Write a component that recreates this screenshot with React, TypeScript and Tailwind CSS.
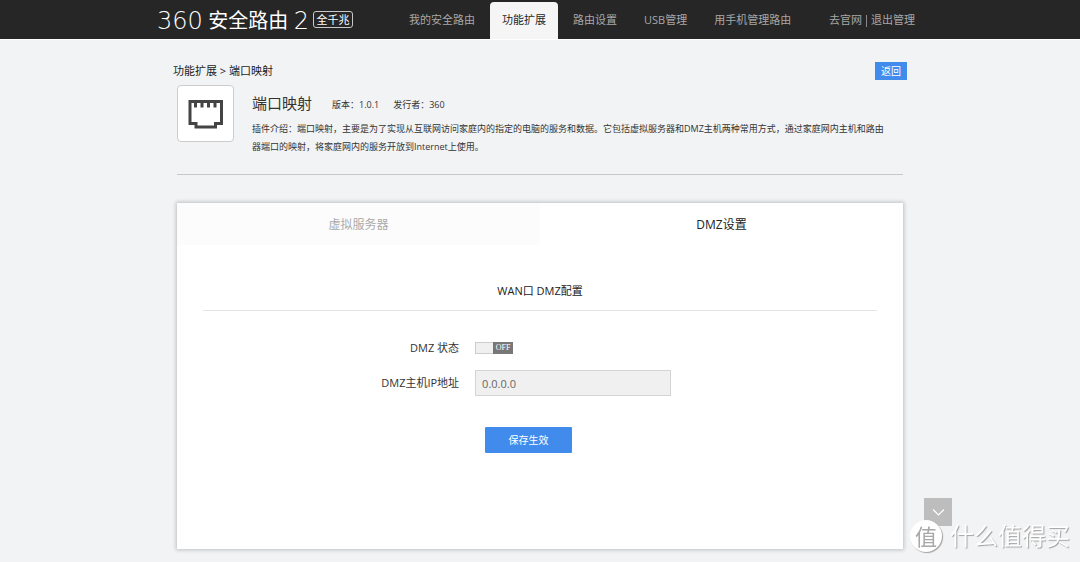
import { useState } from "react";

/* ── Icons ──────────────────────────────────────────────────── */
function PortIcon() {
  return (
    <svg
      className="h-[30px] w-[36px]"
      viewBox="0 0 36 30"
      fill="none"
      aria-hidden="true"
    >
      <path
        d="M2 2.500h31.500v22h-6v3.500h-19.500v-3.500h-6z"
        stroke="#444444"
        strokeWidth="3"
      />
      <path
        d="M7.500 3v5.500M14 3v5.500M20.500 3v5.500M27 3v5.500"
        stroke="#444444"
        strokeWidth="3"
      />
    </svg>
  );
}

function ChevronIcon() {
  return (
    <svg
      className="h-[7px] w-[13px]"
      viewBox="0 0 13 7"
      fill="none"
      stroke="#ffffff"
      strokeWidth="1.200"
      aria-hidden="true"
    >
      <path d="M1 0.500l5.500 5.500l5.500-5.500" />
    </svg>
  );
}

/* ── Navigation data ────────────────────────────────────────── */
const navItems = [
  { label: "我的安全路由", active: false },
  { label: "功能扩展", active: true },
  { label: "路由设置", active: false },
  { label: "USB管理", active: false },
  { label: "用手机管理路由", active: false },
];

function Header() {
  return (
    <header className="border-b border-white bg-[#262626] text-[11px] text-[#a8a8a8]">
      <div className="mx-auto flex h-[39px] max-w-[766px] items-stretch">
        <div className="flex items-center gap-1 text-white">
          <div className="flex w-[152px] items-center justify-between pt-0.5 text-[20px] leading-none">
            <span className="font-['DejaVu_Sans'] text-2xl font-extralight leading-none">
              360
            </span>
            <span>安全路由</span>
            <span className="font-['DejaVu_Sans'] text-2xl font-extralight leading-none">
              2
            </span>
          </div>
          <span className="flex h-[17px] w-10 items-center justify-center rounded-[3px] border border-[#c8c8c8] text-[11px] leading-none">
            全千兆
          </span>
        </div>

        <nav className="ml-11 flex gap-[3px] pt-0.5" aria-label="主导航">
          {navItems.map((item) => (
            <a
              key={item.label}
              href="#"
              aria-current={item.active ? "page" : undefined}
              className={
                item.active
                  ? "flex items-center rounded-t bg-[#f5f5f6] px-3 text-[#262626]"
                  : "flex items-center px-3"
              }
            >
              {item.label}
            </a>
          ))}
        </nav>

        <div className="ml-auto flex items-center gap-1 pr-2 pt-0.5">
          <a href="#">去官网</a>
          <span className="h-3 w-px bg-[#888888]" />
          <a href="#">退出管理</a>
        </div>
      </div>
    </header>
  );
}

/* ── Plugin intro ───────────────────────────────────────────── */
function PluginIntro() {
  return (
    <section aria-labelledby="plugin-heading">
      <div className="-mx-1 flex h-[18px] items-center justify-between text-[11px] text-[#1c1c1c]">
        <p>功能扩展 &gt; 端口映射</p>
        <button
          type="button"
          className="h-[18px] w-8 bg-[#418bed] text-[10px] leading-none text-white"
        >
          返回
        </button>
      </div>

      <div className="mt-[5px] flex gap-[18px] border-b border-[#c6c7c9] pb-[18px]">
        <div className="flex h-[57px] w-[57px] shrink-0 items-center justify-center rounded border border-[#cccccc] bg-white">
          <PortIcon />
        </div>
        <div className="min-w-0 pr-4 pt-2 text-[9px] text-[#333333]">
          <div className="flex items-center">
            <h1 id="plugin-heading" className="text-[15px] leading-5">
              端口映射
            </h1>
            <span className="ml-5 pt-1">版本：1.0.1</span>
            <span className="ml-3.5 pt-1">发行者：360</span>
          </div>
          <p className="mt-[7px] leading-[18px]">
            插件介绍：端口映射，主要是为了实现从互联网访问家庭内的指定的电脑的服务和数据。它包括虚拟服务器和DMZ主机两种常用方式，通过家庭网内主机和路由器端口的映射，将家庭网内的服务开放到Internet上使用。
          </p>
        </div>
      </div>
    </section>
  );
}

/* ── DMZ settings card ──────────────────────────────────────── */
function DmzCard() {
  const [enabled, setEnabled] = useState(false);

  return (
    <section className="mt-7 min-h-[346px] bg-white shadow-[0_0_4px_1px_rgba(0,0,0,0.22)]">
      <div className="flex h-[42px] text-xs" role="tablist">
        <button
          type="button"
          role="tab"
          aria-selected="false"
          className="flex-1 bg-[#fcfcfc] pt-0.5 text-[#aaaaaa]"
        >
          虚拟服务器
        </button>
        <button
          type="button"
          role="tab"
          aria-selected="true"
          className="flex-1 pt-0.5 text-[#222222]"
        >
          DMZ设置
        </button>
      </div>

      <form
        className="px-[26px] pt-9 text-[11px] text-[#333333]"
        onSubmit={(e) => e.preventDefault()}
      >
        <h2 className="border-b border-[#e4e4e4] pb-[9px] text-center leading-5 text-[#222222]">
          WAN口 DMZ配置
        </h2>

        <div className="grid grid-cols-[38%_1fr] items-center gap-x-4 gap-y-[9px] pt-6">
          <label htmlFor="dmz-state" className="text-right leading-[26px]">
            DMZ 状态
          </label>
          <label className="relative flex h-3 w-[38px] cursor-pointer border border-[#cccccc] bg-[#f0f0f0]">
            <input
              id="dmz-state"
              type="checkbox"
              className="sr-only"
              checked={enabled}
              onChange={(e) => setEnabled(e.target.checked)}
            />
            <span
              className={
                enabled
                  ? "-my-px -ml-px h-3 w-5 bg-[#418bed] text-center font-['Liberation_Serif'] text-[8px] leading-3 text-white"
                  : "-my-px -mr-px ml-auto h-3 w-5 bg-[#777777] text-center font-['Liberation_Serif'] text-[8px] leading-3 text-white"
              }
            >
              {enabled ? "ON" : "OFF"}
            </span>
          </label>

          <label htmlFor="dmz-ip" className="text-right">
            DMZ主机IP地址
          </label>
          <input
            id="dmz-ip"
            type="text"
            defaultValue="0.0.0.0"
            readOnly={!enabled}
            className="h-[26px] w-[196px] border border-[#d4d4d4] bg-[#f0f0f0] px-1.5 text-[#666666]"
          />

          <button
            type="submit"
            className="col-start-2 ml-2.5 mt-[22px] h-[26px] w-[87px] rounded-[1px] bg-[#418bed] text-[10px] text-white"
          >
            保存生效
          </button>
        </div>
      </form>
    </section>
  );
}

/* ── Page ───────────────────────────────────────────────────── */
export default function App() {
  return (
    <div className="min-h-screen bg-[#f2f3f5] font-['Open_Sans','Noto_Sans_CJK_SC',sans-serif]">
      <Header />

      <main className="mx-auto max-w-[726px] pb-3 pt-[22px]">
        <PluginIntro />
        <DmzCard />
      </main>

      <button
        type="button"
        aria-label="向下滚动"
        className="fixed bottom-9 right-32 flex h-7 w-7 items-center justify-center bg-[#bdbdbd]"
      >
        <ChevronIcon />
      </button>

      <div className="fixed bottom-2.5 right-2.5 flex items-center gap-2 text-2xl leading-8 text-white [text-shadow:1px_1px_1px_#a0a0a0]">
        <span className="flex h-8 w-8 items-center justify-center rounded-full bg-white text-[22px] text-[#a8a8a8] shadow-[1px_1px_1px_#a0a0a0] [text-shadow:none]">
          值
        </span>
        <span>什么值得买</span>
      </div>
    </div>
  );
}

WHAT YOU SHOULD DO: Omit the pictures, then output the rest of the listing exactly.

SOLUTION TO THIS PROBLEM:
Write a component that recreates this screenshot with React, TypeScript and Tailwind CSS.
import { useState } from "react";

/* ── Icons ──────────────────────────────────────────────────── */
function PortIcon() {
  return (
    <svg
      className="h-[30px] w-[36px]"
      viewBox="0 0 36 30"
      fill="none"
      aria-hidden="true"
    >
      <path
        d="M2 2.500h31.500v22h-6v3.500h-19.500v-3.500h-6z"
        stroke="#444444"
        strokeWidth="3"
      />
      <path
        d="M7.500 3v5.500M14 3v5.500M20.500 3v5.500M27 3v5.500"
        stroke="#444444"
        strokeWidth="3"
      />
    </svg>
  );
}

function ChevronIcon() {
  return (
    <svg
      className="h-[7px] w-[13px]"
      viewBox="0 0 13 7"
      fill="none"
      stroke="#ffffff"
      strokeWidth="1.200"
      aria-hidden="true"
    >
      <path d="M1 0.500l5.500 5.500l5.500-5.500" />
    </svg>
  );
}

/* ── Navigation data ────────────────────────────────────────── */
const navItems = [
  { label: "我的安全路由", active: false },
  { label: "功能扩展", active: true },
  { label: "路由设置", active: false },
  { label: "USB管理", active: false },
  { label: "用手机管理路由", active: false },
];

function Header() {
  return (
    <header className="border-b border-white bg-[#262626] text-[11px] text-[#a8a8a8]">
      <div className="mx-auto flex h-[39px] max-w-[766px] items-stretch">
        <div className="flex items-center gap-1 text-white">
          <div className="flex w-[152px] items-center justify-between pt-0.5 text-[20px] leading-none">
            <span className="font-['DejaVu_Sans'] text-2xl font-extralight leading-none">
              360
            </span>
            <span>安全路由</span>
            <span className="font-['DejaVu_Sans'] text-2xl font-extralight leading-none">
              2
            </span>
          </div>
          <span className="flex h-[17px] w-10 items-center justify-center rounded-[3px] border border-[#c8c8c8] text-[11px] leading-none">
            全千兆
          </span>
        </div>

        <nav className="ml-11 flex gap-[3px] pt-0.5" aria-label="主导航">
          {navItems.map((item) => (
            <a
              key={item.label}
              href="#"
              aria-current={item.active ? "page" : undefined}
              className={
                item.active
                  ? "flex items-center rounded-t bg-[#f5f5f6] px-3 text-[#262626]"
                  : "flex items-center px-3"
              }
            >
              {item.label}
            </a>
          ))}
        </nav>

        <div className="ml-auto flex items-center gap-1 pr-2 pt-0.5">
          <a href="#">去官网</a>
          <span className="h-3 w-px bg-[#888888]" />
          <a href="#">退出管理</a>
        </div>
      </div>
    </header>
  );
}

/* ── Plugin intro ───────────────────────────────────────────── */
function PluginIntro() {
  return (
    <section aria-labelledby="plugin-heading">
      <div className="-mx-1 flex h-[18px] items-center justify-between text-[11px] text-[#1c1c1c]">
        <p>功能扩展 &gt; 端口映射</p>
        <button
          type="button"
          className="h-[18px] w-8 bg-[#418bed] text-[10px] leading-none text-white"
        >
          返回
        </button>
      </div>

      <div className="mt-[5px] flex gap-[18px] border-b border-[#c6c7c9] pb-[18px]">
        <div className="flex h-[57px] w-[57px] shrink-0 items-center justify-center rounded border border-[#cccccc] bg-white">
          <PortIcon />
        </div>
        <div className="min-w-0 pr-4 pt-2 text-[9px] text-[#333333]">
          <div className="flex items-center">
            <h1 id="plugin-heading" className="text-[15px] leading-5">
              端口映射
            </h1>
            <span className="ml-5 pt-1">版本：1.0.1</span>
            <span className="ml-3.5 pt-1">发行者：360</span>
          </div>
          <p className="mt-[7px] leading-[18px]">
            插件介绍：端口映射，主要是为了实现从互联网访问家庭内的指定的电脑的服务和数据。它包括虚拟服务器和DMZ主机两种常用方式，通过家庭网内主机和路由器端口的映射，将家庭网内的服务开放到Internet上使用。
          </p>
        </div>
      </div>
    </section>
  );
}

/* ── DMZ settings card ──────────────────────────────────────── */
function DmzCard() {
  const [enabled, setEnabled] = useState(false);

  return (
    <section className="mt-7 min-h-[346px] bg-white shadow-[0_0_4px_1px_rgba(0,0,0,0.22)]">
      <div className="flex h-[42px] text-xs" role="tablist">
        <button
          type="button"
          role="tab"
          aria-selected="false"
          className="flex-1 bg-[#fcfcfc] pt-0.5 text-[#aaaaaa]"
        >
          虚拟服务器
        </button>
        <button
          type="button"
          role="tab"
          aria-selected="true"
          className="flex-1 pt-0.5 text-[#222222]"
        >
          DMZ设置
        </button>
      </div>

      <form
        className="px-[26px] pt-9 text-[11px] text-[#333333]"
        onSubmit={(e) => e.preventDefault()}
      >
        <h2 className="border-b border-[#e4e4e4] pb-[9px] text-center leading-5 text-[#222222]">
          WAN口 DMZ配置
        </h2>

        <div className="grid grid-cols-[38%_1fr] items-center gap-x-4 gap-y-[9px] pt-6">
          <label htmlFor="dmz-state" className="text-right leading-[26px]">
            DMZ 状态
          </label>
          <label className="relative flex h-3 w-[38px] cursor-pointer border border-[#cccccc] bg-[#f0f0f0]">
            <input
              id="dmz-state"
              type="checkbox"
              className="sr-only"
              checked={enabled}
              onChange={(e) => setEnabled(e.target.checked)}
            />
            <span
              className={
                enabled
                  ? "-my-px -ml-px h-3 w-5 bg-[#418bed] text-center font-['Liberation_Serif'] text-[8px] leading-3 text-white"
                  : "-my-px -mr-px ml-auto h-3 w-5 bg-[#777777] text-center font-['Liberation_Serif'] text-[8px] leading-3 text-white"
              }
            >
              {enabled ? "ON" : "OFF"}
            </span>
          </label>

          <label htmlFor="dmz-ip" className="text-right">
            DMZ主机IP地址
          </label>
          <input
            id="dmz-ip"
            type="text"
            defaultValue="0.0.0.0"
            readOnly={!enabled}
            className="h-[26px] w-[196px] border border-[#d4d4d4] bg-[#f0f0f0] px-1.5 text-[#666666]"
          />

          <button
            type="submit"
            className="col-start-2 ml-2.5 mt-[22px] h-[26px] w-[87px] rounded-[1px] bg-[#418bed] text-[10px] text-white"
          >
            保存生效
          </button>
        </div>
      </form>
    </section>
  );
}

/* ── Page ───────────────────────────────────────────────────── */
export default function App() {
  return (
    <div className="min-h-screen bg-[#f2f3f5] font-['Open_Sans','Noto_Sans_CJK_SC',sans-serif]">
      <Header />

      <main className="mx-auto max-w-[726px] pb-3 pt-[22px]">
        <PluginIntro />
        <DmzCard />
      </main>

      <button
        type="button"
        aria-label="向下滚动"
        className="fixed bottom-9 right-32 flex h-7 w-7 items-center justify-center bg-[#bdbdbd]"
      >
        <ChevronIcon />
      </button>

      <div className="fixed bottom-2.5 right-2.5 flex items-center gap-2 text-2xl leading-8 text-white [text-shadow:1px_1px_1px_#a0a0a0]">
        <span className="flex h-8 w-8 items-center justify-center rounded-full bg-white text-[22px] text-[#a8a8a8] shadow-[1px_1px_1px_#a0a0a0] [text-shadow:none]">
          值
        </span>
        <span>什么值得买</span>
      </div>
    </div>
  );
}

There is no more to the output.